Why generalize the Euclidean metric? It is well known that the Euclidean metric can be generalized to $\Bbb R^n$ by $\sqrt{(x_1-x'_1)^2+\cdots + (x_n-x'_n)^2}$, and that under this generalization it is still a metric and satisfies various other properties of the two and three dimensional cases.
But other than as a mathematical curiosity, why do this? Does this metric appear naturally in any mathematical problems or fields of study? Or is the only reason to generalize because we can?
 A: There are probably deeper answers to this, but one that comes to mind is that just because our world (high level physics considerations aside) is three dimensional, that doesn't mean that the only things that we want to measure in it are three dimensional. As an example let's assume you have a data set, say a point for $N$ different people and associated to each person you have a number $R$ of numerically-valued characteristics, e.g. height in centimeters, weight in kilograms etc.
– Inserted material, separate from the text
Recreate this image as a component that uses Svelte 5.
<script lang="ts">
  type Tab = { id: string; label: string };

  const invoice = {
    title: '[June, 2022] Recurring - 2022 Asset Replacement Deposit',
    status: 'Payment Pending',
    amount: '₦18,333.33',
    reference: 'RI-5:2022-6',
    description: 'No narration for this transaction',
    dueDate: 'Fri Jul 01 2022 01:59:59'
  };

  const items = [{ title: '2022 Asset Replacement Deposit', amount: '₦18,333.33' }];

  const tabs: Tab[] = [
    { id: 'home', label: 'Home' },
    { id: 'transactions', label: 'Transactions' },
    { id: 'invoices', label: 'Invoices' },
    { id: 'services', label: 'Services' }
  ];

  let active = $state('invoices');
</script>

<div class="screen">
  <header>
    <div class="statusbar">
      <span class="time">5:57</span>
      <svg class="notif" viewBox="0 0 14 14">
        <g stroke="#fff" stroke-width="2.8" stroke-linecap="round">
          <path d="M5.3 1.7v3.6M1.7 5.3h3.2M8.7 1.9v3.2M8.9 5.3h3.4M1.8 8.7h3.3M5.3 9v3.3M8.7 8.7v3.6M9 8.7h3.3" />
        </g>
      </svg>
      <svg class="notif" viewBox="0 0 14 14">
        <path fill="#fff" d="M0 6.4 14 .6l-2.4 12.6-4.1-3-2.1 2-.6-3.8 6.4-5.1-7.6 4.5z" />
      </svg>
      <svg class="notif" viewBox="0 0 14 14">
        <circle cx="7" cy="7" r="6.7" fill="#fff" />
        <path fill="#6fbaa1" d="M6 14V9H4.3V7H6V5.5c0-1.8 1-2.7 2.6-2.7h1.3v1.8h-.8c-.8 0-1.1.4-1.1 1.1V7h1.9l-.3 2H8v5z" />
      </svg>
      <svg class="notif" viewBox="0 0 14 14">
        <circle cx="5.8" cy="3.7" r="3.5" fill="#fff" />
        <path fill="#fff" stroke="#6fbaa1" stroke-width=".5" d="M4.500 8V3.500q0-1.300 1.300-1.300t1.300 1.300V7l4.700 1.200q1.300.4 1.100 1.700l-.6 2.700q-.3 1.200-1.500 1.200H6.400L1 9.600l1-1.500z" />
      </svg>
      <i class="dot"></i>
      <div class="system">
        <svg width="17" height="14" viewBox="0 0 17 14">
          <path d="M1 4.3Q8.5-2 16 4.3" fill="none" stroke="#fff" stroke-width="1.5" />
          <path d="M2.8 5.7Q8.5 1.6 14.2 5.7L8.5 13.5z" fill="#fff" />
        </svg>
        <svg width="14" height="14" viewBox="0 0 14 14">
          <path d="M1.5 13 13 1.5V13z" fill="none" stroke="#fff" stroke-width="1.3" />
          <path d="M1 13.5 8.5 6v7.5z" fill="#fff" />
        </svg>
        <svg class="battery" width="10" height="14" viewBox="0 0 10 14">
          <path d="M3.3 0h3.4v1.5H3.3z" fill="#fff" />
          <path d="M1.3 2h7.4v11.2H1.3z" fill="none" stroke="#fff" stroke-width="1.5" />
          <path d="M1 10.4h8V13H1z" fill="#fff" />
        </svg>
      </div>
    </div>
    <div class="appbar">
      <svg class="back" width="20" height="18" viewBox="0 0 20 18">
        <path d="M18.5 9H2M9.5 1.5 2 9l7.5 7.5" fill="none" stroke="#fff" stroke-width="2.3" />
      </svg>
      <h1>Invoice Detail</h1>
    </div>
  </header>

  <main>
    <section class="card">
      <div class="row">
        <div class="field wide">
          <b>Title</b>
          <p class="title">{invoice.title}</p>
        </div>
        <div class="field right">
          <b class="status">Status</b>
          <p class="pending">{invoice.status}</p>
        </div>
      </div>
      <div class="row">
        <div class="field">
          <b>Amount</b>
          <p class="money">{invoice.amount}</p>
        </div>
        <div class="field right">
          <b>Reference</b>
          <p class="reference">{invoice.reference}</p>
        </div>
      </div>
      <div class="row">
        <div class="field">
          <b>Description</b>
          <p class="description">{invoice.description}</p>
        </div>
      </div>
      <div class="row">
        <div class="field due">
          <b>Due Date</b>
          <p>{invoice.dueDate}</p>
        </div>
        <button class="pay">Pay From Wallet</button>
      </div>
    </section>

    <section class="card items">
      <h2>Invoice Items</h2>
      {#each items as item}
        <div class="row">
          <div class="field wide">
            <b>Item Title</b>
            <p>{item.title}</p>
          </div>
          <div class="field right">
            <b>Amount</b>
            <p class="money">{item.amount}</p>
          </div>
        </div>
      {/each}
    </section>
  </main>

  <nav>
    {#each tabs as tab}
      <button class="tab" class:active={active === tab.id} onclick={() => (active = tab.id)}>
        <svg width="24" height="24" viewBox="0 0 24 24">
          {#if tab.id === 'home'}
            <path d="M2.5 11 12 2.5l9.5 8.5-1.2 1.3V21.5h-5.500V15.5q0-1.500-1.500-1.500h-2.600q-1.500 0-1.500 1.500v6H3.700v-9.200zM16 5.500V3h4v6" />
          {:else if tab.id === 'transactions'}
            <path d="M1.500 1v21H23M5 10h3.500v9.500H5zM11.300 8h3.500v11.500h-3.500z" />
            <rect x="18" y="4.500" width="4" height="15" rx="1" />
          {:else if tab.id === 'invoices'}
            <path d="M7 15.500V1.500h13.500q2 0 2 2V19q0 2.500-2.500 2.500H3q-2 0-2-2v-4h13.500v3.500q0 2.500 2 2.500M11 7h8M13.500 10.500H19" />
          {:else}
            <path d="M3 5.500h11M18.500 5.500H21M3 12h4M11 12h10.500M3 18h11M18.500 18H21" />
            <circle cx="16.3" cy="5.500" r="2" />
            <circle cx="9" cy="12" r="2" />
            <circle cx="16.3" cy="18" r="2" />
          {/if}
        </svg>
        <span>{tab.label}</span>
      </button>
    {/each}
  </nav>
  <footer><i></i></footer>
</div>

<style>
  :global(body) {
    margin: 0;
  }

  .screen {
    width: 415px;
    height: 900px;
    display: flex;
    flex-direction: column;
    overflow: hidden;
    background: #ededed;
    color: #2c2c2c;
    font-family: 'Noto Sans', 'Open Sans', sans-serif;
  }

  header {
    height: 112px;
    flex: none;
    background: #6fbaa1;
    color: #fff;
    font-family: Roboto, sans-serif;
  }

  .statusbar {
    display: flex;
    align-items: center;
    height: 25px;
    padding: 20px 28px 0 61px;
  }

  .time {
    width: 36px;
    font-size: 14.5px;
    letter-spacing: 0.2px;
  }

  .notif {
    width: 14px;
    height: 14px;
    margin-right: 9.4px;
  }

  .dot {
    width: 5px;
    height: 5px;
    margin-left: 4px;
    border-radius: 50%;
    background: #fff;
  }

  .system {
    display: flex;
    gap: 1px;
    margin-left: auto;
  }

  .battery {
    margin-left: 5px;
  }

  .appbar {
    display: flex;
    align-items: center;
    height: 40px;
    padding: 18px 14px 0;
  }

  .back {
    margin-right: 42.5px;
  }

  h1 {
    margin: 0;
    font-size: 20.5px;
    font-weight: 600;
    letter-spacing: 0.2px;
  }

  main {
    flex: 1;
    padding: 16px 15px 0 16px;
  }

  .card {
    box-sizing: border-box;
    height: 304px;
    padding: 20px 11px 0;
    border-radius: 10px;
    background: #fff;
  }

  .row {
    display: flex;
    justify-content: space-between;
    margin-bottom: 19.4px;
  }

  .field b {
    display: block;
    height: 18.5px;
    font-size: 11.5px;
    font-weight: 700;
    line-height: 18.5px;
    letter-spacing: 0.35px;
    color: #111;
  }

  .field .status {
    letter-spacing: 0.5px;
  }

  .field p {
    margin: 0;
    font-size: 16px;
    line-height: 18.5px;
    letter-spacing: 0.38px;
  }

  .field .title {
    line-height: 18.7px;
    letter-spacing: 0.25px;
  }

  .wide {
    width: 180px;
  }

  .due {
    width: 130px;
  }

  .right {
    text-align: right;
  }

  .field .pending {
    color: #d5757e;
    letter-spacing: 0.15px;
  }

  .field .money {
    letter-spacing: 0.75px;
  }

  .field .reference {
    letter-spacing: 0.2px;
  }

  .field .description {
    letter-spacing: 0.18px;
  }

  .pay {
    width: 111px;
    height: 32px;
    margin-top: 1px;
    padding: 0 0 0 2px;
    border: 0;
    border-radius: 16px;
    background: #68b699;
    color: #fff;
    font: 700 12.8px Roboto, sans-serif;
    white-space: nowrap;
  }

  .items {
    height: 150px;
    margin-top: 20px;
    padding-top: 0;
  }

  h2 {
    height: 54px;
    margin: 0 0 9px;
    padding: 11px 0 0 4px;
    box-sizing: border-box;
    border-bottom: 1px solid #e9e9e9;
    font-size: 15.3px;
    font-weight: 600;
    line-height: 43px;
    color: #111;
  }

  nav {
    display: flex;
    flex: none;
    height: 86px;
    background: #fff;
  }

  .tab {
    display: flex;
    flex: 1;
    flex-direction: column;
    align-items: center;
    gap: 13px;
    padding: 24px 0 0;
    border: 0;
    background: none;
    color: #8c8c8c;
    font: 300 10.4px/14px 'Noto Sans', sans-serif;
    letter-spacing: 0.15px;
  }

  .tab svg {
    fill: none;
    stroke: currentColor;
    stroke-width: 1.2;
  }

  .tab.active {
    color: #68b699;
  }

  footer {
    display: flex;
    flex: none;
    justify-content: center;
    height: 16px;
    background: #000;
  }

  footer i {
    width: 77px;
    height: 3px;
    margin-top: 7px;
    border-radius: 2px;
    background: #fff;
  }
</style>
Then to each person we can associate a point in $R$ dimensional space, whose coordinates are the values of the characteristics. 
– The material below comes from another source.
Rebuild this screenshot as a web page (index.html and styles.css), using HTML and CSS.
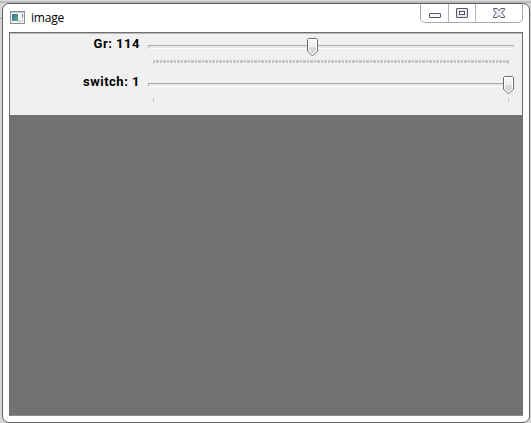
FILE: index.html
```html
<!DOCTYPE html>
<html lang="en">
<head>
<meta charset="utf-8">
<title>image</title>
<link rel="stylesheet" href="styles.css">
</head>
<body>
<main class="window">
  <header class="titlebar">
    <svg class="app-icon" width="15" height="13" viewBox="0 0 15 13">
      <defs><linearGradient id="screen" x1="0" y1="0" x2="1" y2="1"><stop offset="0" stop-color="#3c6f9c"/><stop offset="1" stop-color="#55b084"/></linearGradient></defs>
      <rect x=".5" y=".5" width="14" height="12" fill="#f5f5f5" stroke="#8d8d8d"/>
      <path d="M1 1.5h13" stroke="#c8c8c8"/>
      <rect x="2" y="3" width="6" height="7" fill="url(#screen)"/>
      <path d="M12.5 3v2" stroke="#4f83b4"/><path d="M12.5 5v2" stroke="#61ad8c"/><path d="M8 10h3M12 10h1" stroke="#ccc" stroke-width="2"/>
    </svg>
    <h1 class="title">image</h1>
    <div class="controls">
      <button class="control minimize" aria-label="Minimize"><svg width="12" height="5"><rect x=".5" y=".5" width="11" height="4" rx=".5" fill="#f5f5f5" stroke="#55566b"/></svg></button>
      <button class="control maximize" aria-label="Maximize"><svg width="12" height="10"><rect x=".5" y=".5" width="11" height="9" rx=".5" fill="#e9e9ec" stroke="#55566b"/><rect x="3.5" y="3.5" width="5" height="3" fill="#fff" stroke="#55566b"/></svg></button>
      <button class="control close" aria-label="Close"><svg width="12" height="10"><path d="M.5.5h3.500L6 2.500 8 .5h3.500v1.300L8.800 5l2.700 3.200v1.300H8L6 7.500 4 9.500H.5V8.200L3.200 5 .5 1.800z" fill="#eeeef1" stroke="#55566b"/></svg></button>
    </div>
  </header>
  <section class="client">
    <div class="panel">
      <div class="row">
        <span class="label">Gr: 114</span>
        <div class="slider"><div class="track"></div><div class="ticks dense"></div>
          <svg class="thumb middle" width="11" height="19"><use href="#thumb"/></svg></div>
      </div>
      <div class="row">
        <span class="label">switch: 1</span>
        <div class="slider"><div class="track"></div><div class="ticks"></div>
          <svg class="thumb end" width="11" height="19"><use href="#thumb"/></svg></div>
      </div>
    </div>
    <div class="canvas"></div>
  </section>
</main>
<svg class="symbols"><defs>
  <linearGradient id="face" x1="0" y1="0" x2="0" y2="1"><stop offset="0" stop-color="#f6f6f6"/><stop offset=".5" stop-color="#ededed"/><stop offset=".51" stop-color="#dedede"/><stop offset="1" stop-color="#cfcfcf"/></linearGradient>
  <g id="thumb"><path d="M1.500.5h8l1 1v11.500l-5 5-5-5V1.500z" fill="#fff" stroke="#6b6b6b"/><path d="M2 2h7v10.500L5.500 16 2 12.500z" fill="url(#face)"/></g>
</defs></svg>
</body>
</html>
```

FILE: styles.css
```css
* { box-sizing: border-box; }
body {
  margin: 0;
  height: 423px;
  padding: 3px 1px 0 2px;
  overflow: hidden;
  background:
    linear-gradient(#a8a8a8, #a8a8a8) 0 18px / 2px 1px no-repeat,
    linear-gradient(#e2e2e2, #a8a8a8) 0 0 / 100% 3px no-repeat,
    #d6d6d6;
}
.window {
  display: flex;
  flex-direction: column;
  height: 420px;
  padding: 0 6px 6px;
  border: 1px solid #606060;
  border-radius: 7px;
  background: #fff;
}
.titlebar { display: flex; height: 28px; flex: none; }
.app-icon { margin: 7px 0 0 1px; }
.title {
  margin: 6px 0 0 6px;
  font: 12px/16px "Open Sans", "Noto Sans", sans-serif;
  letter-spacing: -0.2px;
  color: #000;
}
.controls {
  display: flex;
  width: 103px;
  height: 20px;
  margin: -1px 0 0 auto;
  border: 1px solid #a9a9a9;
  border-top-color: #606060;
  border-radius: 0 0 5px 5px;
}
.control {
  display: flex;
  justify-content: center;
  padding: 0;
  border: 0;
  border-right: 1px solid #b5b5b5;
  background: none;
}
.minimize { width: 28px; padding-top: 9px; }
.maximize { width: 27px; padding-top: 4px; }
.close { flex: 1; padding-top: 4px; border-right: 0; }
.client {
  display: flex;
  flex-direction: column;
  flex: 1;
  border: 1px solid #707070;
  border-bottom-color: #8c8c8c;
}
.panel {
  height: 82px;
  flex: none;
  border-top: 1px solid #b8b8b8;
  background: #f0f0f0;
}
.row { display: flex; height: 38px; }
.label {
  width: 130px;
  padding-top: 1px;
  text-align: right;
  font: bold 13px/18px Roboto, sans-serif;
  letter-spacing: 0.5px;
  color: #000;
}
.slider {
  position: relative;
  width: 366px;
  margin-left: 8px;
  padding-top: 11px;
}
.track {
  height: 4px;
  border-top: 1px solid #a7adad;
  border-left: 1px solid #b5b8b8;
  border-bottom: 1px solid #fff;
  background: #e5ebe8;
}
.ticks {
  height: 4px;
  margin: 11px 5px 0;
  border: solid #c4c4c4;
  border-width: 0 1px;
}
.dense { background: repeating-linear-gradient(90deg, #c4c4c4 0 1px, #f0f0f0 1px 2px, #c4c4c4 2px 5px, #f0f0f0 5px 6px, #c4c4c4 6px 7px) 0 0 / 100% 3px no-repeat; }
.thumb { position: absolute; top: 4px; }
.middle { left: 159px; }
.end { left: 355px; }
.canvas { flex: 1; background: #727272; }
.symbols { position: absolute; width: 0; height: 0; }
```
Given this set of data we'd like to be able to tell whether two people are 'close' in some sense, so we need a metric, a notion of distance between the points. We already have the Euclidean metric in 3 dimensions, and we can generalise it to $R$ dimensions, so that's one notion of distance that we can choose. There are other metrics of course, many better suited, but this is an example of a situation where we need a metric on a space with more than 3 dimensions to tell us something about the real world.
A: One important reason is just because we can. More than that, spaces of $n$ dimensions appear constantly in other fields of study like physics (even when they do not represent the physical space we live in, which seems to be 3 dimensional), and having that metric is usefull. For example phase spaces of a mechanical system have $2n$ dimensions, being $n$ the degrees of freedom. In quantum mechanics arbritarily high dimensions appear as Hilbert spaces are used, even infinite ones. Having a normed space is usefull when leading with these things.
More than that, we do it because we can, and I think that's the more important reason if we're talking about math. Also in math it leads to deeper results in other areas. There are more strange metric spaces with more strange distance functions that would ask about. But most of them are applied to something.